____ Data block
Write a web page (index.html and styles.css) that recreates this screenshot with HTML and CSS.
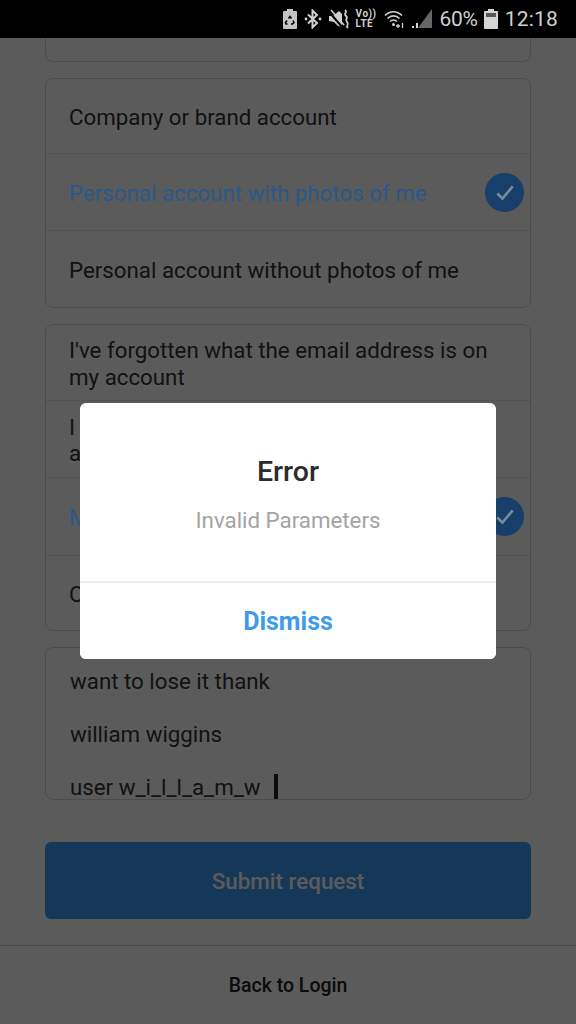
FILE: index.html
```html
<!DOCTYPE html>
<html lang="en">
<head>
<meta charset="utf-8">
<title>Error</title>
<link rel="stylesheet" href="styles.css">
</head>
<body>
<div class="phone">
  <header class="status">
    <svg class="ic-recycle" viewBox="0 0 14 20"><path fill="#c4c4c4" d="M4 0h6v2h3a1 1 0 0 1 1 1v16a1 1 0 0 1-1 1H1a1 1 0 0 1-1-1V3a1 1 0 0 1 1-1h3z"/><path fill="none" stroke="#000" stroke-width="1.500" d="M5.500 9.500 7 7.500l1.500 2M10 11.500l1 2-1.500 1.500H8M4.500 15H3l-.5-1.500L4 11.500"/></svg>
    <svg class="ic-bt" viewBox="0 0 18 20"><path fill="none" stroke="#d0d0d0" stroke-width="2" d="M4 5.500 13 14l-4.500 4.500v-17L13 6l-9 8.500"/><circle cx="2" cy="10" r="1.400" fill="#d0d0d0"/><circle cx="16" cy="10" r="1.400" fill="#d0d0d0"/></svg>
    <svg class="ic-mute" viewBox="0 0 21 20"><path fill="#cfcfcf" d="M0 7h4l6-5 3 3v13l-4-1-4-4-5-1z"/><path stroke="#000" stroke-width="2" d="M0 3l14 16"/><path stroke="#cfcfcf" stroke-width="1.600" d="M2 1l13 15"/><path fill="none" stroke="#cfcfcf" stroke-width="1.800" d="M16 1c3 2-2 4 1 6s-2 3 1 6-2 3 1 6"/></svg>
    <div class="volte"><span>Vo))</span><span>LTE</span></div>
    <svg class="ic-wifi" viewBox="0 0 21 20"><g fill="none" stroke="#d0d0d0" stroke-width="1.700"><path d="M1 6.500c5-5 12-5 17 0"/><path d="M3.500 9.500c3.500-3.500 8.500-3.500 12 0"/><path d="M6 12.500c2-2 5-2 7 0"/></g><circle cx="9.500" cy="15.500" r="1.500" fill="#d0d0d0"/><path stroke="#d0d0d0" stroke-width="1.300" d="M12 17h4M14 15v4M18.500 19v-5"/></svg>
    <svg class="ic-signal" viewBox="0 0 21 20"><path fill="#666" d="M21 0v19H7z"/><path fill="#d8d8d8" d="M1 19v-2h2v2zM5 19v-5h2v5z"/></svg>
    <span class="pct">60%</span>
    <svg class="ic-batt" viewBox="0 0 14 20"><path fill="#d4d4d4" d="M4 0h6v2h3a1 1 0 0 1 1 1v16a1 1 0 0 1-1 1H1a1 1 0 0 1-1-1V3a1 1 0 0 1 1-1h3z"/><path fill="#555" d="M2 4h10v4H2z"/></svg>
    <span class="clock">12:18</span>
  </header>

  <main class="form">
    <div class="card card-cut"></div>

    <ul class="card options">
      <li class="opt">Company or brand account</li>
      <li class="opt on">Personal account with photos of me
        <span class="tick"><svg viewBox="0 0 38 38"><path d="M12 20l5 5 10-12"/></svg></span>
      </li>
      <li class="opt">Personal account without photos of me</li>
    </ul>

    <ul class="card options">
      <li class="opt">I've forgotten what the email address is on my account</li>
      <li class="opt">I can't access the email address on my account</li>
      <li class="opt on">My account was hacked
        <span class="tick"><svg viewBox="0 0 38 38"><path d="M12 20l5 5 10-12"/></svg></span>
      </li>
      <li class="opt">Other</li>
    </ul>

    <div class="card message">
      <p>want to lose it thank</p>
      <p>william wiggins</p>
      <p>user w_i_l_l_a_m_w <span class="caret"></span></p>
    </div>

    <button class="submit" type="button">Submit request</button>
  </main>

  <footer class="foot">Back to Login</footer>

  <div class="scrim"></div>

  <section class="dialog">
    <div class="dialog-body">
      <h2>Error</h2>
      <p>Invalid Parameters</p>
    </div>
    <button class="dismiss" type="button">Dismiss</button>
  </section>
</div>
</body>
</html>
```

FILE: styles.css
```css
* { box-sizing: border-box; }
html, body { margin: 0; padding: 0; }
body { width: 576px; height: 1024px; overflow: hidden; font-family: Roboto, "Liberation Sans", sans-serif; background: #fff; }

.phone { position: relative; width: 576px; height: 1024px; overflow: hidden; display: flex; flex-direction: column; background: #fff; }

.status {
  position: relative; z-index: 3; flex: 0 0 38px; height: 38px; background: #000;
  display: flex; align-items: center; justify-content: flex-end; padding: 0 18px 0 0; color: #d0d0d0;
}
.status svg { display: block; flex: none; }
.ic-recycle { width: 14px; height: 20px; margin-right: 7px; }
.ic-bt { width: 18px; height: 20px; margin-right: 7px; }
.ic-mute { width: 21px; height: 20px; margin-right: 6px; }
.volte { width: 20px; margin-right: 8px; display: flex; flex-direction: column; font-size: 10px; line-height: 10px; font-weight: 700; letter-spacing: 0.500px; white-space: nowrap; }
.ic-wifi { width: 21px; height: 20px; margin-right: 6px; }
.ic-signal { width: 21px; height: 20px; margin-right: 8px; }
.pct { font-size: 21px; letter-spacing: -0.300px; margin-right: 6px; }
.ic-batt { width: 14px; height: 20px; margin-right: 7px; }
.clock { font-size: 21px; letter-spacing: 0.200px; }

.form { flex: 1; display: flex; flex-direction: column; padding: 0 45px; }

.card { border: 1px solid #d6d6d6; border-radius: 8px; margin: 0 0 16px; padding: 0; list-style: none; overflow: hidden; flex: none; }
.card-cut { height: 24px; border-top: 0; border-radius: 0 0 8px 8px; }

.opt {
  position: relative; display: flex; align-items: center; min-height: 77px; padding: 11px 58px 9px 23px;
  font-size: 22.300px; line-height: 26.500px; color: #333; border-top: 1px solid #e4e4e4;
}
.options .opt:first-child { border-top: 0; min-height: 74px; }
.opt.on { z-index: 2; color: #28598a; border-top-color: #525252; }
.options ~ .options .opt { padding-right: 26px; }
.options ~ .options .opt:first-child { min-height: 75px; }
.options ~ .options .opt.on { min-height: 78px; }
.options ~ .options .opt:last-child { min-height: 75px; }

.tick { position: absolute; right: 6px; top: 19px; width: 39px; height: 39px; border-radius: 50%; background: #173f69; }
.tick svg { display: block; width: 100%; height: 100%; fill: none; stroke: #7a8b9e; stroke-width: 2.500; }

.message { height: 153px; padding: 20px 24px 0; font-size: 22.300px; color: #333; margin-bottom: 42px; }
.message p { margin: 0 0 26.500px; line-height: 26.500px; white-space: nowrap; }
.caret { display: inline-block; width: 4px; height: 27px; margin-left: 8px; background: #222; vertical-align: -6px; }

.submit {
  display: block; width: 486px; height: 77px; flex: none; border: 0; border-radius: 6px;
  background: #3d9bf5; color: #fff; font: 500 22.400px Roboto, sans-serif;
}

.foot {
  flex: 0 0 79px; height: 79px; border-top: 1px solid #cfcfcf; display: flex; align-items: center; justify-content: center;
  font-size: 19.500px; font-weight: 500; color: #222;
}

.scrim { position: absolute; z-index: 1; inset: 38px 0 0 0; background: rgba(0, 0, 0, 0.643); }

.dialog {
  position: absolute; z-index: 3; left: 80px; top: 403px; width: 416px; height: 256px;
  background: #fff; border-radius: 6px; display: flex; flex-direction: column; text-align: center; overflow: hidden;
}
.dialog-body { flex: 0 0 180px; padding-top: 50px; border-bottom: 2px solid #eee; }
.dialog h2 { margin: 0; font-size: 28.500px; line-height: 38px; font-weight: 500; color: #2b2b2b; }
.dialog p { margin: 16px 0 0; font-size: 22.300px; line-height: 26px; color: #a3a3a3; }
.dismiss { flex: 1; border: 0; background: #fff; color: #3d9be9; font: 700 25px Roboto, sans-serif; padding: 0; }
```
________
• Exercise: Omit every picture while copying the listing above exactly.

• Output of the task:
Write a web page (index.html and styles.css) that recreates this screenshot with HTML and CSS.
FILE: index.html
```html
<!DOCTYPE html>
<html lang="en">
<head>
<meta charset="utf-8">
<title>Error</title>
<link rel="stylesheet" href="styles.css">
</head>
<body>
<div class="phone">
  <header class="status">
    <svg class="ic-recycle" viewBox="0 0 14 20"><path fill="#c4c4c4" d="M4 0h6v2h3a1 1 0 0 1 1 1v16a1 1 0 0 1-1 1H1a1 1 0 0 1-1-1V3a1 1 0 0 1 1-1h3z"/><path fill="none" stroke="#000" stroke-width="1.500" d="M5.500 9.500 7 7.500l1.500 2M10 11.500l1 2-1.500 1.500H8M4.500 15H3l-.5-1.500L4 11.500"/></svg>
    <svg class="ic-bt" viewBox="0 0 18 20"><path fill="none" stroke="#d0d0d0" stroke-width="2" d="M4 5.500 13 14l-4.500 4.500v-17L13 6l-9 8.500"/><circle cx="2" cy="10" r="1.400" fill="#d0d0d0"/><circle cx="16" cy="10" r="1.400" fill="#d0d0d0"/></svg>
    <svg class="ic-mute" viewBox="0 0 21 20"><path fill="#cfcfcf" d="M0 7h4l6-5 3 3v13l-4-1-4-4-5-1z"/><path stroke="#000" stroke-width="2" d="M0 3l14 16"/><path stroke="#cfcfcf" stroke-width="1.600" d="M2 1l13 15"/><path fill="none" stroke="#cfcfcf" stroke-width="1.800" d="M16 1c3 2-2 4 1 6s-2 3 1 6-2 3 1 6"/></svg>
    <div class="volte"><span>Vo))</span><span>LTE</span></div>
    <svg class="ic-wifi" viewBox="0 0 21 20"><g fill="none" stroke="#d0d0d0" stroke-width="1.700"><path d="M1 6.500c5-5 12-5 17 0"/><path d="M3.500 9.500c3.500-3.500 8.500-3.500 12 0"/><path d="M6 12.500c2-2 5-2 7 0"/></g><circle cx="9.500" cy="15.500" r="1.500" fill="#d0d0d0"/><path stroke="#d0d0d0" stroke-width="1.300" d="M12 17h4M14 15v4M18.500 19v-5"/></svg>
    <svg class="ic-signal" viewBox="0 0 21 20"><path fill="#666" d="M21 0v19H7z"/><path fill="#d8d8d8" d="M1 19v-2h2v2zM5 19v-5h2v5z"/></svg>
    <span class="pct">60%</span>
    <svg class="ic-batt" viewBox="0 0 14 20"><path fill="#d4d4d4" d="M4 0h6v2h3a1 1 0 0 1 1 1v16a1 1 0 0 1-1 1H1a1 1 0 0 1-1-1V3a1 1 0 0 1 1-1h3z"/><path fill="#555" d="M2 4h10v4H2z"/></svg>
    <span class="clock">12:18</span>
  </header>

  <main class="form">
    <div class="card card-cut"></div>

    <ul class="card options">
      <li class="opt">Company or brand account</li>
      <li class="opt on">Personal account with photos of me
        <span class="tick"><svg viewBox="0 0 38 38"><path d="M12 20l5 5 10-12"/></svg></span>
      </li>
      <li class="opt">Personal account without photos of me</li>
    </ul>

    <ul class="card options">
      <li class="opt">I've forgotten what the email address is on my account</li>
      <li class="opt">I can't access the email address on my account</li>
      <li class="opt on">My account was hacked
        <span class="tick"><svg viewBox="0 0 38 38"><path d="M12 20l5 5 10-12"/></svg></span>
      </li>
      <li class="opt">Other</li>
    </ul>

    <div class="card message">
      <p>want to lose it thank</p>
      <p>william wiggins</p>
      <p>user w_i_l_l_a_m_w <span class="caret"></span></p>
    </div>

    <button class="submit" type="button">Submit request</button>
  </main>

  <footer class="foot">Back to Login</footer>

  <div class="scrim"></div>

  <section class="dialog">
    <div class="dialog-body">
      <h2>Error</h2>
      <p>Invalid Parameters</p>
    </div>
    <button class="dismiss" type="button">Dismiss</button>
  </section>
</div>
</body>
</html>
```

FILE: styles.css
```css
* { box-sizing: border-box; }
html, body { margin: 0; padding: 0; }
body { width: 576px; height: 1024px; overflow: hidden; font-family: Roboto, "Liberation Sans", sans-serif; background: #fff; }

.phone { position: relative; width: 576px; height: 1024px; overflow: hidden; display: flex; flex-direction: column; background: #fff; }

.status {
  position: relative; z-index: 3; flex: 0 0 38px; height: 38px; background: #000;
  display: flex; align-items: center; justify-content: flex-end; padding: 0 18px 0 0; color: #d0d0d0;
}
.status svg { display: block; flex: none; }
.ic-recycle { width: 14px; height: 20px; margin-right: 7px; }
.ic-bt { width: 18px; height: 20px; margin-right: 7px; }
.ic-mute { width: 21px; height: 20px; margin-right: 6px; }
.volte { width: 20px; margin-right: 8px; display: flex; flex-direction: column; font-size: 10px; line-height: 10px; font-weight: 700; letter-spacing: 0.500px; white-space: nowrap; }
.ic-wifi { width: 21px; height: 20px; margin-right: 6px; }
.ic-signal { width: 21px; height: 20px; margin-right: 8px; }
.pct { font-size: 21px; letter-spacing: -0.300px; margin-right: 6px; }
.ic-batt { width: 14px; height: 20px; margin-right: 7px; }
.clock { font-size: 21px; letter-spacing: 0.200px; }

.form { flex: 1; display: flex; flex-direction: column; padding: 0 45px; }

.card { border: 1px solid #d6d6d6; border-radius: 8px; margin: 0 0 16px; padding: 0; list-style: none; overflow: hidden; flex: none; }
.card-cut { height: 24px; border-top: 0; border-radius: 0 0 8px 8px; }

.opt {
  position: relative; display: flex; align-items: center; min-height: 77px; padding: 11px 58px 9px 23px;
  font-size: 22.300px; line-height: 26.500px; color: #333; border-top: 1px solid #e4e4e4;
}
.options .opt:first-child { border-top: 0; min-height: 74px; }
.opt.on { z-index: 2; color: #28598a; border-top-color: #525252; }
.options ~ .options .opt { padding-right: 26px; }
.options ~ .options .opt:first-child { min-height: 75px; }
.options ~ .options .opt.on { min-height: 78px; }
.options ~ .options .opt:last-child { min-height: 75px; }

.tick { position: absolute; right: 6px; top: 19px; width: 39px; height: 39px; border-radius: 50%; background: #173f69; }
.tick svg { display: block; width: 100%; height: 100%; fill: none; stroke: #7a8b9e; stroke-width: 2.500; }

.message { height: 153px; padding: 20px 24px 0; font-size: 22.300px; color: #333; margin-bottom: 42px; }
.message p { margin: 0 0 26.500px; line-height: 26.500px; white-space: nowrap; }
.caret { display: inline-block; width: 4px; height: 27px; margin-left: 8px; background: #222; vertical-align: -6px; }

.submit {
  display: block; width: 486px; height: 77px; flex: none; border: 0; border-radius: 6px;
  background: #3d9bf5; color: #fff; font: 500 22.400px Roboto, sans-serif;
}

.foot {
  flex: 0 0 79px; height: 79px; border-top: 1px solid #cfcfcf; display: flex; align-items: center; justify-content: center;
  font-size: 19.500px; font-weight: 500; color: #222;
}

.scrim { position: absolute; z-index: 1; inset: 38px 0 0 0; background: rgba(0, 0, 0, 0.643); }

.dialog {
  position: absolute; z-index: 3; left: 80px; top: 403px; width: 416px; height: 256px;
  background: #fff; border-radius: 6px; display: flex; flex-direction: column; text-align: center; overflow: hidden;
}
.dialog-body { flex: 0 0 180px; padding-top: 50px; border-bottom: 2px solid #eee; }
.dialog h2 { margin: 0; font-size: 28.500px; line-height: 38px; font-weight: 500; color: #2b2b2b; }
.dialog p { margin: 16px 0 0; font-size: 22.300px; line-height: 26px; color: #a3a3a3; }
.dismiss { flex: 1; border: 0; background: #fff; color: #3d9be9; font: 700 25px Roboto, sans-serif; padding: 0; }
```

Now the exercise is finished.